Peter Dutton claims a politician traitor is a former NSW Labor MP.
Peter Dutton claims a politician traitor is a former NSW Labor MP.

ASIO boss Mike Burgess deployed a measure of stagecraft of his own when he blew the whistle on the “A-team” spies who had compromised the nation’s security interests. According to Australia’s top spook, a former politician was cultivated by a group who considered targeting a family member of a prime minister. The disclosure, made in ASIO’s annual threat assessment report, made a splash. But it was short on detail. The who, what, when and how needed to fully assess what the disclosure actually meant was missing. It nonetheless cast a pall over all former politicians, on both sides, and raised the interest and concern of our major security partners around the world. It also managed to overshadow the very real and present danger posed by radical elements linked to events unfolding in the Middle East and what ASIO is doing about it. Mr Burgess said Sunni Islamic violent extremism poses the “greatest religiously motivated threat in Australia”. He acknowledged a “realistic possibility of a terrorist attack or attack planning in the next 12 months”, and expressed concern about the rise of nationalist extremists, including some seeking a race war.

ASIO fears the potential of lone-wolf attacks and has been on high alert since the Hamas-led massacre on October 7 last year in Israel and subsequent Iran-backed attacks in the Middle East. The ASIO revelations add to security concerns including new crimes by some of the 149 foreign detainees released in the wake of last year’s NZYQ High Court ruling. The immediate political danger for Anthony Albanese is that security issues will impact voting in Saturday’s Dunkley by-election, which is currently held by Labor with a 6 per cent margin. Administrative incompetence in immigration can be added to other concerns, including a lack of integrity on the stage three tax cut promise and a failure to deliver promised cheaper power prices, which is seen as a proxy for cost-of-living pressures more generally.

Mr Burgess’s failure to provide details of the spy ring has led to finger-pointing at a raft of former potential candidates. Two ex-NSW Labor politicians – Sam Dastyari and Ernest Wong – said they were not the MP who had “sold out their country, party and former colleagues to advance the interests of the foreign regime”. Alex Turnbull, the son of former Liberal prime minister Malcolm Turnbull, outed himself as potentially being the person referred to by Mr Burgess, but this was not confirmed by ASIO. Peter Dutton is correct to say that not naming the individual has put a cloud over all former politicians. Joe Hockey said the revelations had already raised questions in Washington and for our Five Eyes security partners. According to Mr Burgess, the spies pose as consultants, headhunters, local government officials, academics and think tank researchers, claiming to be from fictional companies. They offer payments for “inside or exclusive information”, and promise potential recruits “consulting opportunities, promising to pay thousands of dollars for reports on trade, politics, economics, foreign policy, defence and security”.
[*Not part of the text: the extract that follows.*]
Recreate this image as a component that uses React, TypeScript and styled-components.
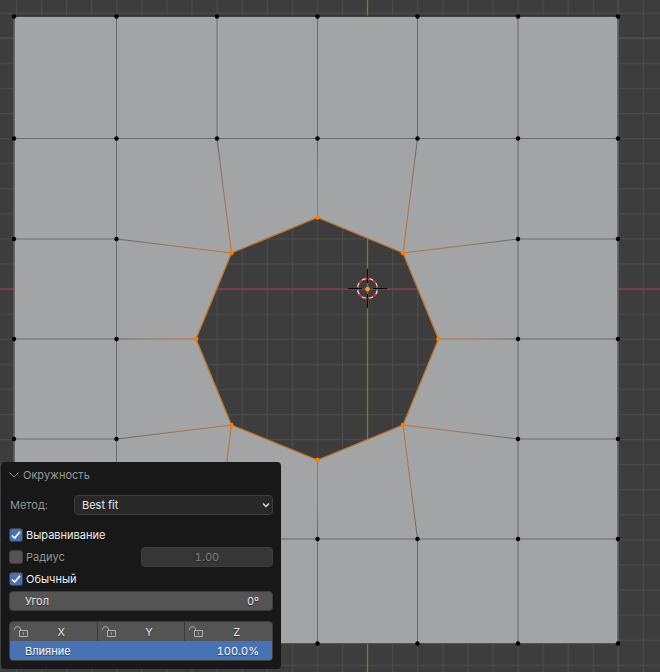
import React, { useId, useState } from "react";
import styled, { createGlobalStyle } from "styled-components";

const GlobalStyle = createGlobalStyle`
  *, *::before, *::after { box-sizing: border-box; }
  body {
    margin: 0;
    background: #3d3d3d;
    font-family: Inter, "Noto Sans", sans-serif;
  }
  button, input, select { font: inherit; }
`;

const Viewport = styled.main`
  position: relative;
  height: 100vh;
  overflow: hidden;
  background: #3d3d3d;
`;

const Scene = styled.svg`
  display: block;
  width: 100%;
  height: 100%;
`;

const Panel = styled.section`
  position: absolute;
  left: 1px;
  bottom: 3px;
  width: 280px;
  padding: 4px 8px 8px;
  border-radius: 4px;
  background: #181818;
  color: #e6e6e6;
  font-size: 11px;
  line-height: 18px;
  font-feature-settings: "tnum";
  text-shadow: 0 1px 1px rgba(0, 0, 0, 0.5);
`;

const Header = styled.button`
  display: flex;
  align-items: center;
  gap: 4px;
  width: 100%;
  height: 18px;
  padding: 0;
  border: 0;
  background: none;
  color: #989898;
  text-align: left;
`;

const MethodRow = styled.div`
  display: grid;
  grid-template-columns: 64px 1fr;
  align-items: center;
  margin-top: 11px;
  padding-left: 1px;
  color: #989898;
`;

const SelectBox = styled.div`
  display: grid;
  align-items: center;

  > * { grid-area: 1 / 1; }
  > svg { justify-self: end; margin-right: 2px; pointer-events: none; }
`;

const Select = styled.select`
  appearance: none;
  width: 100%;
  height: 20px;
  padding: 0 20px 0 7px;
  border: 1px solid #3d3d3d;
  border-radius: 4px;
  background: #282828;
  color: #e6e6e6;
`;

const Options = styled.div`
  display: grid;
  gap: 2px;
  margin-top: 10px;
`;

const OptionRow = styled.div`
  display: grid;
  grid-template-columns: 1fr 132px;
  align-items: center;
  height: 20px;
`;

const CheckLabel = styled.label<{ $muted?: boolean }>`
  display: flex;
  align-items: center;
  gap: 3px;
  color: ${(p) => (p.$muted ? "#989898" : "#f2f2f2")};
`;

const CheckCell = styled.span`
  display: grid;
  place-items: center;

  > * { grid-area: 1 / 1; }
  > svg { pointer-events: none; }
`;

const CheckInput = styled.input`
  appearance: none;
  width: 14px;
  height: 14px;
  margin: 0;
  border: 1px solid #3d3d3d;
  border-radius: 3px;
  background: #545454;

  &:checked { background: #4772b3; }
  & + svg { visibility: hidden; }
  &:checked + svg { visibility: visible; }
`;

const RadiusInput = styled.input`
  width: 132px;
  height: 20px;
  padding: 0;
  border: 1px solid #3d3d3d;
  border-radius: 4px;
  background: #363636;
  color: #808080;
  text-align: center;
  text-shadow: inherit;
`;

const Field = styled.label`
  display: flex;
  align-items: center;
  height: 20px;
  margin-top: 2px;
  padding: 0 13px 0 15px;
  border: 1px solid #3d3d3d;
  border-radius: 4px;
  background: #545454;
`;

const FieldInput = styled.input`
  flex: 1;
  min-width: 0;
  padding: 0;
  border: 0;
  background: none;
  color: inherit;
  text-align: right;
  text-shadow: inherit;
`;

const Group = styled.div`
  margin-top: 10px;
  overflow: hidden;
  border: 1px solid #3d3d3d;
  border-radius: 4px;
`;

const Axes = styled.div`
  display: grid;
  grid-template-columns: repeat(3, 1fr);
  gap: 1px;
  background: #3a3a3a;
`;

const AxisButton = styled.button`
  display: grid;
  grid-template-columns: 16px 1fr;
  align-items: center;
  height: 19px;
  padding: 0 3px;
  border: 0;
  background: #545454;
  color: #e6e6e6;
  text-shadow: inherit;
`;

const SliderField = styled.div`
  display: grid;
  grid-template-columns: 1fr auto;
  align-items: center;
  height: 19px;
  background: #545454;
`;

const SliderInput = styled.input`
  grid-area: 1 / 1 / 2 / 3;
  appearance: none;
  width: 100%;
  height: 19px;
  margin: 0;
  overflow: hidden;
  background: #545454;

  &::-webkit-slider-thumb {
    appearance: none;
    width: 1px;
    height: 19px;
    background: #4772b3;
    box-shadow: -400px 0 0 400px #4772b3;
  }
`;

const SliderLabel = styled.label`
  grid-area: 1 / 1;
  padding-left: 15px;
  color: #ffffff;
  pointer-events: none;
`;

const SliderValue = styled.output`
  grid-area: 1 / 2;
  padding-right: 13px;
  color: #ffffff;
  pointer-events: none;
`;

type Point = [number, number];

const columns = [14, 116.5, 217, 317.5, 417.5, 518, 618];
const rows = [16.5, 138.5, 239, 339, 439, 539, 643.5];

const ring: Point[] = [
  [317.5, 217.5], [403, 253], [438.5, 339], [403, 425],
  [317.5, 460], [231.5, 425], [196, 339], [231.5, 253],
];

const ringPath = `M${ring.map((p) => p.join(" ")).join("L")}Z`;

const spokes: [Point, Point][] = [
  [[317.5, 138.5], ring[0]],
  [[417.5, 138.5], ring[1]],
  [[518, 239], ring[1]],
  [[518, 339], ring[2]],
  [[518, 439], ring[3]],
  [[417.5, 539], ring[3]],
  [[317.5, 539], ring[4]],
  [[217, 539], ring[5]],
  [[116.5, 439], ring[5]],
  [[116.5, 339], ring[6]],
  [[116.5, 239], ring[7]],
  [[217, 138.5], ring[7]],
];

const edges = [
  ...[0, 1, 5, 6].map((i) => `M${columns[i]} 16.5V643.5`),
  ...[0, 1, 5, 6].map((i) => `M14 ${rows[i]}H618`),
  ...[2, 3, 4].map((i) => `M${columns[i]} 16.5V138.5M${columns[i]} 539V643.5`),
  ...[2, 3, 4].map((i) => `M14 ${rows[i]}H116.5M518 ${rows[i]}H618`),
].join("");

const vertices: Point[] = rows.flatMap((y, r) =>
  columns
    .filter((_, c) => r < 2 || r > 4 || c < 2 || c > 4)
    .map((x): Point => [x, y])
);

function MeshScene() {
  return (
    <Scene role="img" aria-label="Сетка">
      <defs>
        <pattern id="grid" x="367" y="288.5" width="25.08" height="25.08" patternUnits="userSpaceOnUse">
          <path d="M0.6 0V25.08M0 0.6H25.08" stroke="#4b4b4b" strokeWidth="1.3" />
        </pattern>
        {spokes.map(([a, b], i) => (
          <linearGradient
            key={i}
            id={`spoke${i}`}
            gradientUnits="userSpaceOnUse"
            x1={a[0]} y1={a[1]} x2={b[0]} y2={b[1]}
          >
            <stop offset="0" stopColor="#666666" />
            <stop offset="0.45" stopColor="#96745a" />
            <stop offset="1" stopColor="#c86f22" />
          </linearGradient>
        ))}
      </defs>
      <rect width="100%" height="100%" fill="url(#grid)" />
      <path d="M0 38H5000M618 0V5000" stroke="#525252" />
      <path d="M0 289H5000" stroke="#913a45" strokeWidth="1.6" />
      <path d="M367.5 0V5000" stroke="#638a2a" strokeWidth="1.2" />
      <path d={`M14 16.5H618V643.5H14Z${ringPath}`} fill="#a3a4a6" fillRule="evenodd" />
      <path d={edges} fill="none" stroke="#6a6a6a" />
      <path d="M14 16.5H618V643.5H14Z" fill="none" stroke="#555555" />
      <path d="M14 16H618" stroke="#303030" />
      {spokes.map(([a, b], i) => (
        <path key={i} d={`M${a.join(" ")}L${b.join(" ")}`} stroke={`url(#spoke${i})`} />
      ))}
      <path d={ringPath} fill="none" stroke="#c27528" strokeWidth="1.3" />
      {vertices.map(([x, y]) => (
        <circle key={`${x}-${y}`} cx={x} cy={y} r="2.2" fill="#000000" />
      ))}
      {ring.map(([x, y]) => (
        <circle key={`${x}-${y}`} cx={x} cy={y} r="2.3" fill="#ff7a00" />
      ))}
      <circle cx="367.5" cy="288.5" r="10" fill="none" stroke="#f2f2f2" strokeWidth="1.2" />
      <circle
        cx="367.5" cy="288.5" r="10" fill="none" stroke="#e01b1b" strokeWidth="1.6"
        pathLength="16" strokeDasharray="1 1" strokeDashoffset="0.5"
      />
      <path d="M348 288.5H362M373 288.5H387M367.5 269V283M367.5 294V308" stroke="#000000" />
      <circle cx="367.5" cy="289" r="2.6" fill="#ffa028" stroke="#5a3b1c" strokeWidth="0.6" />
    </Scene>
  );
}

function OpenLock() {
  return (
    <svg width="16" height="14" viewBox="0 0 16 14" fill="none" stroke="#b0b0b0" aria-hidden="true">
      <path d="M1.5 5V4.5C1.5 0.7 7.5 0.7 7.5 4.5V6" />
      <path d="M6.5 5.5H14.5V11.5H6.5Z" />
      <path d="M10.5 7.5V9.5" />
    </svg>
  );
}

interface CheckProps {
  label: string;
  defaultChecked?: boolean;
  muted?: boolean;
}

function Check({ label, defaultChecked, muted }: CheckProps) {
  return (
    <CheckLabel $muted={muted}>
      <CheckCell>
        <CheckInput type="checkbox" defaultChecked={defaultChecked} />
        <svg width="12" height="12" viewBox="0 0 12 12" aria-hidden="true">
          <path d="M2 6.5L4.7 9L10 2.8" fill="none" stroke="#ffffff" strokeWidth="1.7" />
        </svg>
      </CheckCell>
      {label}
    </CheckLabel>
  );
}

function CirclePanel() {
  const methodId = useId();
  const influenceId = useId();
  const [influence, setInfluence] = useState(100);

  return (
    <Panel>
      <Header type="button" aria-expanded="true">
        <svg width="10" height="8" viewBox="0 0 10 8" aria-hidden="true">
          <path d="M0.5 1.5L5 6L9.5 1.5" fill="none" stroke="#8c8c8c" />
        </svg>
        Окружность
      </Header>
      <MethodRow>
        <label htmlFor={methodId}>Метод:</label>
        <SelectBox>
          <Select id={methodId} defaultValue="best">
            <option value="best">Best fit</option>
          </Select>
          <svg width="10" height="8" viewBox="0 0 10 8" aria-hidden="true">
            <path d="M2 2.5L5 5.5L8 2.5" fill="none" stroke="#e0e0e0" strokeWidth="1.4" />
          </svg>
        </SelectBox>
      </MethodRow>
      <Options>
        <OptionRow>
          <Check label="Выравнивание" defaultChecked />
        </OptionRow>
        <OptionRow>
          <Check label="Радиус" muted />
          <RadiusInput aria-label="Радиус" defaultValue="1.00" disabled />
        </OptionRow>
        <OptionRow>
          <Check label="Обычный" defaultChecked />
        </OptionRow>
      </Options>
      <Field>
        Угол
        <FieldInput defaultValue="0º" />
      </Field>
      <Group>
        <Axes>
          {["X", "Y", "Z"].map((axis) => (
            <AxisButton key={axis} type="button" aria-pressed="false">
              <OpenLock />
              <span>{axis}</span>
            </AxisButton>
          ))}
        </Axes>
        <SliderField>
          <SliderInput
            id={influenceId}
            type="range"
            min={0}
            max={100}
            value={influence}
            onChange={(e) => setInfluence(Number(e.target.value))}
          />
          <SliderLabel htmlFor={influenceId}>Влияние</SliderLabel>
          <SliderValue htmlFor={influenceId}>{influence.toFixed(1)}%</SliderValue>
        </SliderField>
      </Group>
    </Panel>
  );
}

export default function App() {
  return (
    <>
      <GlobalStyle />
      <Viewport>
        <MeshScene />
        <CirclePanel />
      </Viewport>
    </>
  );
}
Tantalising as the A-team bombshell may be, the un-detailed revelations are from several years ago. A more immediate concern for security agencies must be a potential resurgence in boat arrivals facilitated by people-smugglers who have managed to deliver asylum-seekers to the remote Western Australian coast and escape undetected.

Better intelligence and surveillance may also have helped avoid the painful reality that criminals released from detention following last year’s High Court ruling had been free to terrorise and reoffend.

The outbreak of anti-Semitism following the October 7 atrocities in Israel and the Gaza ground offensive must be the top priority. The potential for Islamic terror is hiding in plain sight and we must trust that ASIO is sufficiently focused to stop it from getting out of hand.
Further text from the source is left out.